The columns left on 12 December and rejoined at Amadi on 22 December, where they started to build a post.
On 30 December 1891 Van Kerckhoven, Milz, Ponthier and others left Amadi and headed south.
They were at the Mbe-Bomokandi confluence on 1 January 1892, where Ponthier fell sick and had to return via Djabir to Boma.
After having obtained the submission of the main chiefs of the region, who had given them enough canoes, the expedition returned to Amadis on 24 January and moved out on 29 January.
The flotilla was on the Bomokandi on 2 February 1892.
Milz, Gustave Gustin, Clément-François Van de Vliet and Semio, who had traveled by land along the south bank of the Uele, were attacked by the Barambo.
They continued, making contact with the local chiefs and selecting sites for new posts, and reached the confluence of the Gada River with the Uele on 18 March, where they chose to build a new station at the village of Mbegu, named Niangara.
Van Kerckhoven arrived there on 25 March 1892, and Jean-Hubert Cloesen was placed in charge of the post.

On April 7 the vanguard continued its march, leaving Van Kerckhoven, who was bedridden, behind in Niangara.
Milz and Van de Vliet, who had come from Niangara to Bomokandi, left Bomokandi on 22 April and reached Mbittima on 2 June.
Semio was sent in advance to prepare the populations.
On 6 June Van Kerckhoven, Milz, Montangie and Van de Vliet left Mbittima by canoe.
They reached Surur on 10 June and decided to go up the Nzoro River, but found it blocked by rapids, which were called the Milz Falls.
The column was divided, leaving 200 of the less able-bodied men at the foot of the rapids, while the others went ahead in search of the Gustin-Semio advance guard.
On 11 July Van Kerckhoven and Milz left by land along the south bank of the Nzoro through difficult country, with the soldiers carrying their loads for lack of porters.
They reached Tagomolanghi on 25 July 1892.

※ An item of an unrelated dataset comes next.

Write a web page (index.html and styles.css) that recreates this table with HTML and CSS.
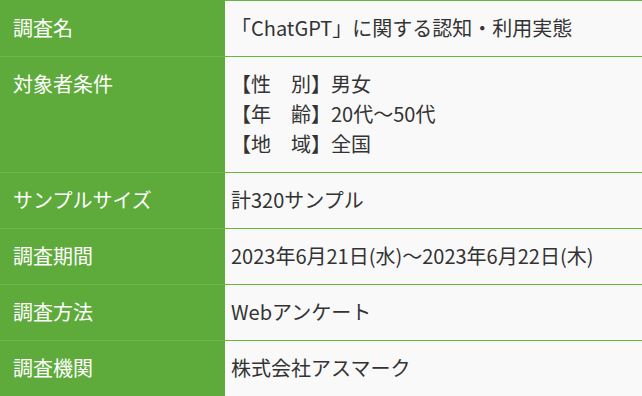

Van Kerckhoven died in Djebel Watti on 10 August 1892.
He was accidentally killed by a shot from the gun his boy was reloading.
He was buried there and Milz took command.
Leaving Mount Beka on 12 August 1892, the expedition soon reached the Khor Arave, a tributary of the Nile.
They made camp and sent a scouting party towards the Nile.
On 19 August Milz was at Mount Lehmin, among the Kakwas.
On 24 August he found the Kibbi River, where he set up a camp named Fort Lehmin.
He continued northeast, and reached the old Egyptian zeriba of Ganda where he installed Gustin.
In October 1892 he reached Wadelai on the Nile to the north of Lake Albert.
He enlisted soldiers of Emin Pasha whom he found remaining in the region, but they proved unreliable.
Under pressure from the Mahdists he was forced to withdraw.

Milz made his way west towards the Dungu River.
He left Semio in Ndirfi, and continued towards Faraki on the upper Dungu.
He set up the Faradje post a small distance upstream from Mundu.
On 18 December 1892 he reached the Dungu-Kibali confluence, the head of the Uele, where Florimond Delanghe was waiting to take over command of the expedition.
Milz began to develop a post that was named Dungu.

==Later career (1893–1901)==

On 20 January 1893 Milz officially handed over command of the Nile and Haut-Uele posts to Delanghe. (Note: Delanghe made a fresh advance to the Nile and established several posts there in the summer of 1892, but also had to retreat from the Mahdists and return to Dungu while under attack by hostile local tribesmen.)
He went with Delanghe to Niangara, which he reached on 17 February.
He returned to Boma on 23 October 1893, and embarked from Cabinda on 28 October.
Milz was appointed captain of the 1st Regiment of Guides.
On 30 June 1900 he left again for Africa, charged with a special mission to delimit the Belgian-German border in Kivu.
He returned to Europe on 27 July 1901.
He died in Brussels of angina pectoris on 1 October 1902.